A diving club’s help in finding the wreck of a ship lost during D-Day for one of the few who survived its sinking 75 years ago was rewarded with an award at the Nautical Archaeology Society (NAS) annual conference this month.

Southsea Sub Aqua Club had joined the search for the ship that went down in 1944 with the loss of 35 of the 40-man crew. It started with the chance meeting of archaeologist John Henry Phillips, 25, and naval veteran Patrick Thomas, 95, during a D-Day commemoration. Patrick told John the story of how he had escaped but the ship had never been found and how he wished to honour his teenage friends who died in the sinking.

The story of how John found the wreck and the friendship between the two has been made into a feature-length documentary called No Roses on a Sailor’s Grave.

The role of Southsea Sub Aqua Club in helping to identify the wreck has honoured with the Adopt A Wreck Award at the NAS conference in Portsmouth.

The club did extensive research into wrecks in the Baie de Seine and their detailed survey work is to be used in a bid to gain these rapidly decaying ships better protection.

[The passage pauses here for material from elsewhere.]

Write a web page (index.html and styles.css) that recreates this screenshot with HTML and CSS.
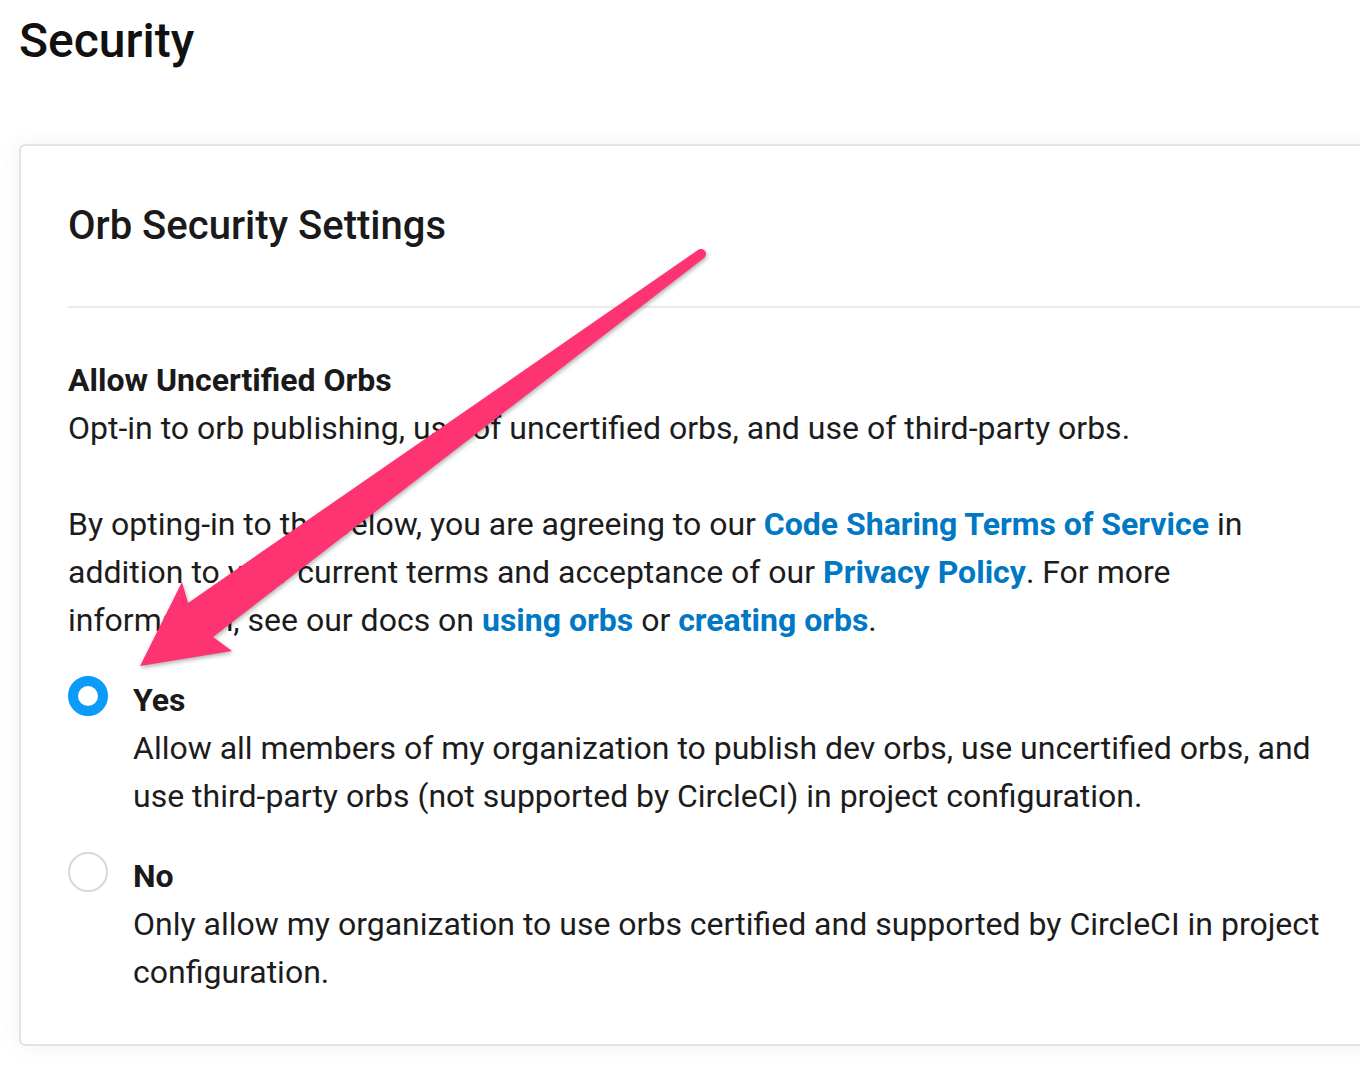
FILE: index.html
```html
<!DOCTYPE html>
<html lang="en">
<head>
<meta charset="utf-8">
<title>Security</title>
<link rel="stylesheet" href="styles.css">
</head>
<body>
<div class="page">
  <h1 class="page-title">Security</h1>
  <section class="card">
    <h2 class="card-title">Orb Security Settings</h2>
    <hr class="divider">
    <div class="setting">
      <h3 class="setting-title">Allow Uncertified Orbs</h3>
      <p class="setting-desc">Opt-in to orb publishing, use of uncertified orbs, and use of third-party orbs.</p>
      <p class="setting-terms">By opting-in to the below, you are agreeing to our <a class="link" href="#">Code Sharing Terms of Service</a> in addition to your current terms and acceptance of our <a class="link" href="#">Privacy Policy</a>. For more information, see our docs on <a class="link" href="#">using orbs</a> or <a class="link" href="#">creating orbs</a>.</p>
      <div class="options">
        <label class="option">
          <span class="radio radio-checked"></span>
          <span class="option-text">
            <span class="option-label">Yes</span>
            <span class="option-desc">Allow all members of my organization to publish dev orbs, use uncertified orbs, and use third-party orbs (not supported by CircleCI) in project configuration.</span>
          </span>
        </label>
        <label class="option">
          <span class="radio"></span>
          <span class="option-text">
            <span class="option-label">No</span>
            <span class="option-desc">Only allow my organization to use orbs certified and supported by CircleCI in project configuration.</span>
          </span>
        </label>
      </div>
    </div>
  </section>
</div>
<svg class="annotation" width="1360" height="1068" viewBox="0 0 1360 1068" aria-hidden="true">
  <path class="arrow" d="M 698 250 L 188 603 L 182 582 L 140 666 L 232 651 L 213 637 L 704 258 A 5 5 0 0 0 698 250 Z"/>
</svg>
</body>
</html>
```
FILE: styles.css
```css
html, body {
  margin: 0;
  padding: 0;
  overflow: hidden;
  background: #ffffff;
}

body {
  font-family: Roboto, "Liberation Sans", Arial, sans-serif;
  color: #1c1c1c;
  width: 1360px;
  height: 1068px;
  position: relative;
}

.page {
  padding: 13px 0 0 19px;
}

.page-title {
  margin: 0;
  font-size: 48px;
  line-height: 56px;
  font-weight: 500;
  color: #111111;
}

.card {
  box-sizing: border-box;
  width: 1361px;
  margin-top: 75px;
  border: 2px solid #e3e3e3;
  border-radius: 6px;
  background: #ffffff;
  box-shadow: 0 0 24px rgba(0, 0, 0, 0.06);
  padding: 48px 49px 48px 47px;
}

.card-title {
  margin: 0;
  font-size: 40px;
  line-height: 64px;
  font-weight: 500;
  color: #1a1a1a;
}

.divider {
  margin: 48px -49px 48px 0;
  border: 0;
  height: 2px;
  background: #ebebeb;
}

.setting-title {
  margin: 0;
  font-size: 32px;
  line-height: 48px;
  font-weight: 700;
  color: #1a1a1a;
}

.setting-desc,
.setting-terms {
  margin: 0;
  font-size: 32px;
  line-height: 48px;
}

.setting-terms {
  margin-top: 48px;
}

.link {
  color: #0078c4;
  font-weight: 700;
  text-decoration: none;
}

.options {
  margin-top: 32px;
  display: flex;
  flex-direction: column;
  gap: 32px;
}

.option {
  display: flex;
  align-items: flex-start;
  gap: 25px;
}

.radio {
  flex: 0 0 auto;
  box-sizing: border-box;
  width: 40px;
  height: 40px;
  border-radius: 50%;
  border: 2px solid #d8d8d8;
  background: #ffffff;
}

.radio-checked {
  border: 10px solid #0a9cf8;
}

.option-text {
  display: flex;
  flex-direction: column;
  font-size: 32px;
  line-height: 48px;
}

.option-label {
  font-weight: 700;
  color: #1a1a1a;
}

.annotation {
  position: absolute;
  left: 0;
  top: 0;
  pointer-events: none;
}

.arrow {
  fill: #fe3372;
  filter: drop-shadow(1px 2px 2px rgba(0, 0, 0, 0.3));
}
```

Alison Mayor from the club said: ‘The wreck is just one of at least 150 in the Baie de Seine believed to be associated with the Allied forces invasion. Our report has been submitted to the French Maritime Cultural Department and will form part of the documentation supporting the application for UNESCO World Heritage Site designation. We hope that our work will help keep the memory of these events alive and properly recorded within history’.